Il y a loin de ce régime à celui de nos lycéens. Il en était de même pour la toilette : les élèves des Oratoriens changeaient de souliers tous les jours et de linge deux fois la semaine, le dimanche et le jeudi, de bas le plus souvent possible. Tous les soirs on mettait des papillotes et le matin on se faisait peigner et ajuster par le perruquier de la maison, surtout les jours de fête.

Ces petits-maîtres différaient étrangement de nos hirsutes candidats à l’X; ils sont au contraire les ancêtres de nos élégants cornichons, futurs élèves de Saint-Cyr, dont l’impeccable élégance ravit l’enfance naïve de nos lycées.

Ces jeunes gentilshommes portaient l’épée; il est vrai qu’on la leur enlevait à leur entrée dans la maison ; un jour l’un d’eux en avait menacé son maître. Le règlement était très rigoureux et très sévère pour l’éducation : défense de se pousser, de porter la main les uns sur les autres, de se tirer par les vêtements, d’ôter les redingotes sans permission, de déboutonner les vestes à plus de moitié, et surtout de susciter des querlles et des disputes, de lancer des menaces, des jurons ou « autres mots de celte espèce ».

L’éducation mondaine tenait alors une grande place dans la vie des gens de qualité, les exhortations reviennent sans cesse sur la toilette : il est recommandé aux pensionnaires de prendre soin « de leurs affaires », de ne pas frôler le poêle avec leurs habits ou de n’y pas appuyer leurs souliers pour se chauffer.

Il y avait un véritable code de civilité pour .tous les actes de la vie.

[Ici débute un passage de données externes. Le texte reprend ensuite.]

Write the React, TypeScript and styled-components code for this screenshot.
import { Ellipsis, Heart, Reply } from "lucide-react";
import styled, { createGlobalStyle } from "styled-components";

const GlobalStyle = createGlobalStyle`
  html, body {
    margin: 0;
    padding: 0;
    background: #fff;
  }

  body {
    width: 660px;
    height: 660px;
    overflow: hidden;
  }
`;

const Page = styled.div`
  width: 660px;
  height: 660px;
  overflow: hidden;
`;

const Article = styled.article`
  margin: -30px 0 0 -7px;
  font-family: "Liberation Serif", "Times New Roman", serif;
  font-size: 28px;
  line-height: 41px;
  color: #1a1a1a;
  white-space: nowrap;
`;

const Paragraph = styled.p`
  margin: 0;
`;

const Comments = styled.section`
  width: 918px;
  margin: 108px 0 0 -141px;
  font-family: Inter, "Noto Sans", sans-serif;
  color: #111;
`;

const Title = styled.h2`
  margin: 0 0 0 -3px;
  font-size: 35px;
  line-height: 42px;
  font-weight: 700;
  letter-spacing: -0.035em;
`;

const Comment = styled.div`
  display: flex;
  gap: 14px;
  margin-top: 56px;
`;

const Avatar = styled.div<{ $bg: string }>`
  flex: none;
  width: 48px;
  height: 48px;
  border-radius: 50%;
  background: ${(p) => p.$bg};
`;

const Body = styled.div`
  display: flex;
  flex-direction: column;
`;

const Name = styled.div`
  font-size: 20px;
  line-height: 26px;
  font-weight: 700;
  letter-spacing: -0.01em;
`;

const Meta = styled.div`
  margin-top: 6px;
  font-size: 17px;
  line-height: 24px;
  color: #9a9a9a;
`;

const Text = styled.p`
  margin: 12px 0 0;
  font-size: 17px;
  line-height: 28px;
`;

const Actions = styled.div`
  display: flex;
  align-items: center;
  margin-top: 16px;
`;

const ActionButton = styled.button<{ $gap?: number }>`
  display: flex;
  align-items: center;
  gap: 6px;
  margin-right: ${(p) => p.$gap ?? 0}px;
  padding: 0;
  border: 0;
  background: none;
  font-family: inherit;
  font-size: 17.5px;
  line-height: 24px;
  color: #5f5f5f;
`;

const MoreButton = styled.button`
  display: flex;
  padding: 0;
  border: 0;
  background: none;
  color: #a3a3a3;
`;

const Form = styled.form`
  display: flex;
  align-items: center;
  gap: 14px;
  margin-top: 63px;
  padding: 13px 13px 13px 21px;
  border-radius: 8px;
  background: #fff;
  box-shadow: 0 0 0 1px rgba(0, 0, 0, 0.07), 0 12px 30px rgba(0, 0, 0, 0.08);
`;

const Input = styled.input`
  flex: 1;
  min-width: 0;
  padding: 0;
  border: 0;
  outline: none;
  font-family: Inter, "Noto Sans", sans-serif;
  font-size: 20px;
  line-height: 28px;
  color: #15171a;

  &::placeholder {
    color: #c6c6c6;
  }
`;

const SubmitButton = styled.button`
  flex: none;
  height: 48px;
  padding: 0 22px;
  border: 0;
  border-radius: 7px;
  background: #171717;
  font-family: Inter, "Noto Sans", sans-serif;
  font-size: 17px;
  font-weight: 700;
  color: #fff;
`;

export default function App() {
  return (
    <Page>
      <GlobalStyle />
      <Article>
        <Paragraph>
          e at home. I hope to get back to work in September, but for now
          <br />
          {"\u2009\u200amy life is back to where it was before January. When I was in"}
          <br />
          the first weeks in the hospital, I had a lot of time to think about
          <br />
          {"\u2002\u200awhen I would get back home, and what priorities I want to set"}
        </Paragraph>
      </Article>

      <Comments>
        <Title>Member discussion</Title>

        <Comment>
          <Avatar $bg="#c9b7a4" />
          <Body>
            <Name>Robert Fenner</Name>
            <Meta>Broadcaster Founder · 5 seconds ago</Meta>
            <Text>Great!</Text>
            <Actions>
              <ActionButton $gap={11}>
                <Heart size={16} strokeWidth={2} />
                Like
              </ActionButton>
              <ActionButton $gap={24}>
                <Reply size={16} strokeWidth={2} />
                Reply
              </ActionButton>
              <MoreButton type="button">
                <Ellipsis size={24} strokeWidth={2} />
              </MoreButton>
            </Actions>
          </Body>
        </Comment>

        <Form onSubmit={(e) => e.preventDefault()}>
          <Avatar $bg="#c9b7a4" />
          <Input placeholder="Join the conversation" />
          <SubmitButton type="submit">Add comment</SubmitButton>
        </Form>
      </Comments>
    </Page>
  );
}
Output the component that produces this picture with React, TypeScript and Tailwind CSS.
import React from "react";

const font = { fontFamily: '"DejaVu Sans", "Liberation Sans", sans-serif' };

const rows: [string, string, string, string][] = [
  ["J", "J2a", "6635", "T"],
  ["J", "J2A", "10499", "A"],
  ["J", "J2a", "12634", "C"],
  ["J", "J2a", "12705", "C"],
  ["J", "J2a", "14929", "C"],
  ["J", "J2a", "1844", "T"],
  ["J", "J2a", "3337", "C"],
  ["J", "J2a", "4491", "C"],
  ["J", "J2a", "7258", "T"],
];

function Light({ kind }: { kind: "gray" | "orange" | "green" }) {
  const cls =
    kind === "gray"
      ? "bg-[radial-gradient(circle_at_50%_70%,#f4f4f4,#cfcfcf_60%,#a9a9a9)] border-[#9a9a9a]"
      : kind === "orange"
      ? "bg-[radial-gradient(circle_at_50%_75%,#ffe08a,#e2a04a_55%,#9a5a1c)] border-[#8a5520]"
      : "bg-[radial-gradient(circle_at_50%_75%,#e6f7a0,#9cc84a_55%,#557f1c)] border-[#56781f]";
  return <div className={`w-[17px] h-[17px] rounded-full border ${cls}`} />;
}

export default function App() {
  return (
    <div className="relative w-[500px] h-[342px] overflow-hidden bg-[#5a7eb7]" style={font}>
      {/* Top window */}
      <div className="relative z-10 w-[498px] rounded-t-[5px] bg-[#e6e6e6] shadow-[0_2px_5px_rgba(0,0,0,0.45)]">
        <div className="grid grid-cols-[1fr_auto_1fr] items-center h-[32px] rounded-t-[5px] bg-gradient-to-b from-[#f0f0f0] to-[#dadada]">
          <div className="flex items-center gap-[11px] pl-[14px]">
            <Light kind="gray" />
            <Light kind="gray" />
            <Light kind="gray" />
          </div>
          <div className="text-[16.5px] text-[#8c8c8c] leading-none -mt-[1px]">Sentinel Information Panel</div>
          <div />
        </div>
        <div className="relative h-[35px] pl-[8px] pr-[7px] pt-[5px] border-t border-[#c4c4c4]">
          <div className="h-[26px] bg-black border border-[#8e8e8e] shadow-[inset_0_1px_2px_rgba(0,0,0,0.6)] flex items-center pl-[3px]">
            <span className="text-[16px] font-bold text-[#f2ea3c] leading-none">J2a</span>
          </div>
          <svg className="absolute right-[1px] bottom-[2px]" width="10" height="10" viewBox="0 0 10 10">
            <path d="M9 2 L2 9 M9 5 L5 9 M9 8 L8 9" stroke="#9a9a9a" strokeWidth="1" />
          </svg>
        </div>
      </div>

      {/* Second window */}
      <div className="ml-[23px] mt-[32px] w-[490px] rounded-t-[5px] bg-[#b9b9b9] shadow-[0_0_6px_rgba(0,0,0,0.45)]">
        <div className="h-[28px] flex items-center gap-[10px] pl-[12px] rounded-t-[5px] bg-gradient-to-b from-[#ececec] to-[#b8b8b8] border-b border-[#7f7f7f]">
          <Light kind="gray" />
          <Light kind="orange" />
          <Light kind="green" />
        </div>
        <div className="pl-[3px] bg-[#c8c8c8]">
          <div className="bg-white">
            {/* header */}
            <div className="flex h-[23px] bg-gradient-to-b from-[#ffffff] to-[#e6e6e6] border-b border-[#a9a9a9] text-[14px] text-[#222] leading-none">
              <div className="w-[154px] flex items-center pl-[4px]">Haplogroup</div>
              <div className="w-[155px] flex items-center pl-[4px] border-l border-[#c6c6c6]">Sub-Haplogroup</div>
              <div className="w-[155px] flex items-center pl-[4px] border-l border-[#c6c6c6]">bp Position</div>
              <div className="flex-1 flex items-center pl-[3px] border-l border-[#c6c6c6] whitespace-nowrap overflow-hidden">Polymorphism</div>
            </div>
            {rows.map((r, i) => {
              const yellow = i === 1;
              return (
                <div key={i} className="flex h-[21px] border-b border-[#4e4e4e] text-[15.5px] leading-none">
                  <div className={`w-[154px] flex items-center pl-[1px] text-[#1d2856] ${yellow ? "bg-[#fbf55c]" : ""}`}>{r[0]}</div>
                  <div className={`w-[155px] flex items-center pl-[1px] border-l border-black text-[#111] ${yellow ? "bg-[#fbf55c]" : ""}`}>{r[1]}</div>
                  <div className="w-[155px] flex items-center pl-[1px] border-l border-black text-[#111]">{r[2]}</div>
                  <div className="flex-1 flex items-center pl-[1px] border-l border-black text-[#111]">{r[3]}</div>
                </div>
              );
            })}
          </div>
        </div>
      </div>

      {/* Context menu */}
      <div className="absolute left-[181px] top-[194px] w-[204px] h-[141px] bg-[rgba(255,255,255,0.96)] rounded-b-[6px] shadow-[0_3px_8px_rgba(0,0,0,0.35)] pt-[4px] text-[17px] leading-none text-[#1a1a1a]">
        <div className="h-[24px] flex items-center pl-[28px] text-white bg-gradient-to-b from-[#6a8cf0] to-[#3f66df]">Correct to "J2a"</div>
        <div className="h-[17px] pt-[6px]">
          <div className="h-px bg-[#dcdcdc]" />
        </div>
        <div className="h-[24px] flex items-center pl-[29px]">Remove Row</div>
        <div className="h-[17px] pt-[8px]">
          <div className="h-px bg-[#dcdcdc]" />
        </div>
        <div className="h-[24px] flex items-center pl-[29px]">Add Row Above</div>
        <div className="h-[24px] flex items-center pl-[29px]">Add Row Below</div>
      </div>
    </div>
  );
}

Il fallait être plein de déférence pour les personnes de qualité, ne s’en approcher qu’avec respect, les écouter avec attention, leur répondre avec candeur et sincérité, ne jamais les interroger, ne point affecter de répéter ce qu’on avait entendu dire à d’autres, etc.

Pour la table, c’était la grande école de la politesse et du bon ton. Il y avait tout un rituel très compliqué qui, imposé à ces jeunes gens, en faisait promptement des hommes du meilleur mande; du reste, la table était excellente comme dans toute bonne maison ; il y a bien dans les comptes, par-ci par-là, une tonne de morue, un baril de harengs, mais le plus souvent des plats abondants et des délicatesses sucrées du bon pâtissier de la ville.

Après le repas, la récréation. On ne sait rien des jeux du temps, mais on jouait de l’argent, et même avec l’autorisation des Pères, qui, malgré leur surveillance, ne pouvaient pas toujours empêcher le scandale. Mais aussi, quelle singulière indulgence ! II semble qu’elle ne puisse s’expliquer que par la généralisation de cette faiblesse dans les classes riches.

Il y avait aussi les arts d’agrément qui formaient une utile distraction écriture, dessin, musique ; seuls les « maîtres en fait d’armes » restaient exclus de l’Oratoire, sans doute à cause du dévergondage de leurs mœurs.

Les dimanches et fêtes étaient réservés aux exercices de piété ; les jours de sortie, les pensionnaires allaient en promenade avec ordre « de se conduire avec toute la décence possible, sur-tout dans les rues de la ville, et sur les promenades publiques, de ne pas s’éloigner du préfet, de ne toucher à rien, de ne cueillir ni fruits, ni baguettes, ni autres choses ».

Du reste, la discipline intérieure était garantie par des préfets d’études, véritables maîtres de la vie quotidienne, qui surveillaient les moindres actes des élèves: visites au parloir, commissions, correspondances, lecture de livres étrangers à la classe. C’étaient dans la maison des personnages considérables, le plus souvent les plus sévères et les plus pieux ; ils ne consentaient même pas à prêter leurs élèves pour remplir des rôles au théâtre de l’établissement, et en 1743, à cause de leur rigueur intempestive, les Oratoriens et leurs élèves durent se passer de tragédie.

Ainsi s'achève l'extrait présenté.